I'd just wandered into the main room at Portland's Wordstock--I made it home last night by the way--when I met William L. Sullivan, author of several hiking and travel books including Listening for Coyote and now a novel, The Case of Einstein's Violin, a thriller with humor and science backed by input from his son, who is a scientist.
The premise is that Einstein left behind a theory in a violin case he once owned. Ana Smyth inherits it and sells it on eBay, a mistake that soon puts her on the run from spies and other nefarious types.
She's soon globe trotting to places such as Germany, Italy and Greece, all places Sullivan has visited and hiked as well so there's authenticity to the locales.

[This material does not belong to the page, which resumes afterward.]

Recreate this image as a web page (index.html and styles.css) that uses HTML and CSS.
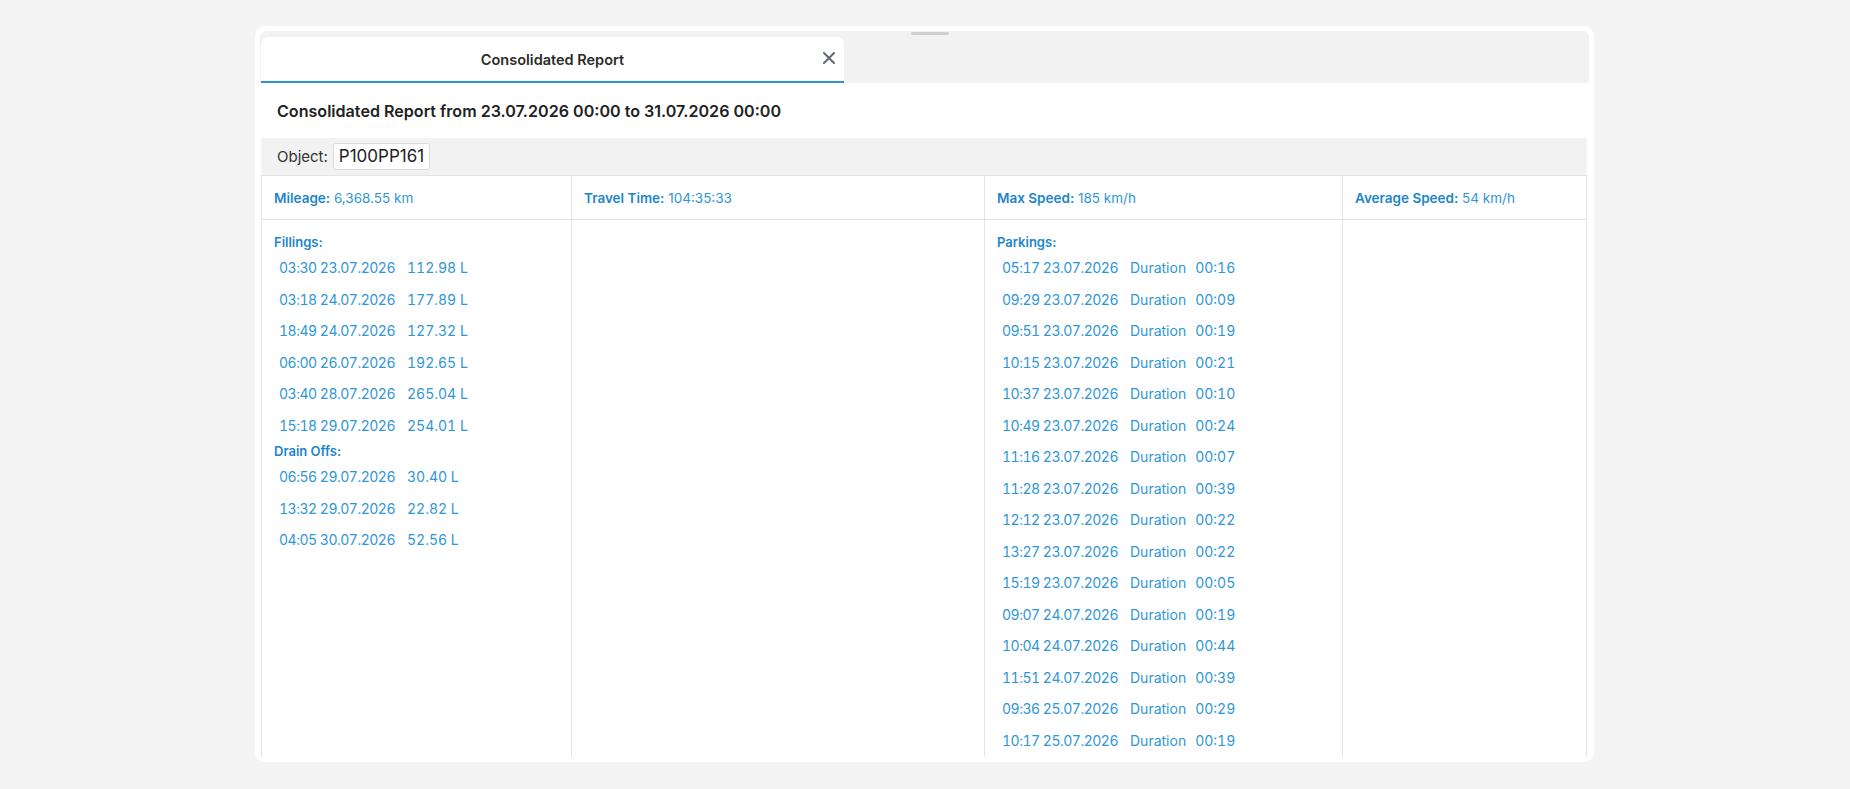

I've read only the first chapter so far but it looks like loads of fun.
Christine purchased a couple of other books by Mr. Sullivan, a non-fiction account of how he and his wife built a log cabin over about 25 summers, Cabin Fever: Notes from a Part Time Pioneer.
The account has a real-life murder mystery built in, so I'll hopefully get to that after Christine.
I picked up Life on the Ledge: Reflections of a New York City Window Cleaner by Ivor Hanson at the table of its publisher, Two Dollar Radio, which seems to be a cool house with a cool mission.
The book is Hanson's memoir about window cleaning but also a meditation on his life after playing in a band and realizing rock stardom was not on his horizon.
More stuff I bought
It's Not How Good You Are, It's How Good You Want to Be by Paul Arden from the Portland Museum of Art gift shop.
The Rough Guide to Crime Fiction from Murder by the Book.
The Meaning of Night by Michael Cox from Powell's on Hawthorne Street.
Turing's Delirium by Edmundo Paz Soldan from the big Powell's on Burnside
What Liberal Media? The Truth About Bias and the New by Eric Alterman, a staff pick at the big Powell's.
City of Tiny Lights by Patrick Neate from Powell's Burnside
Becoming Vegetarian by Vesanto Melina, Brenda Davis and Victoria Harrison.
And again a big thank you to City of Readers for getting me around town and pointing me in the right direction many times.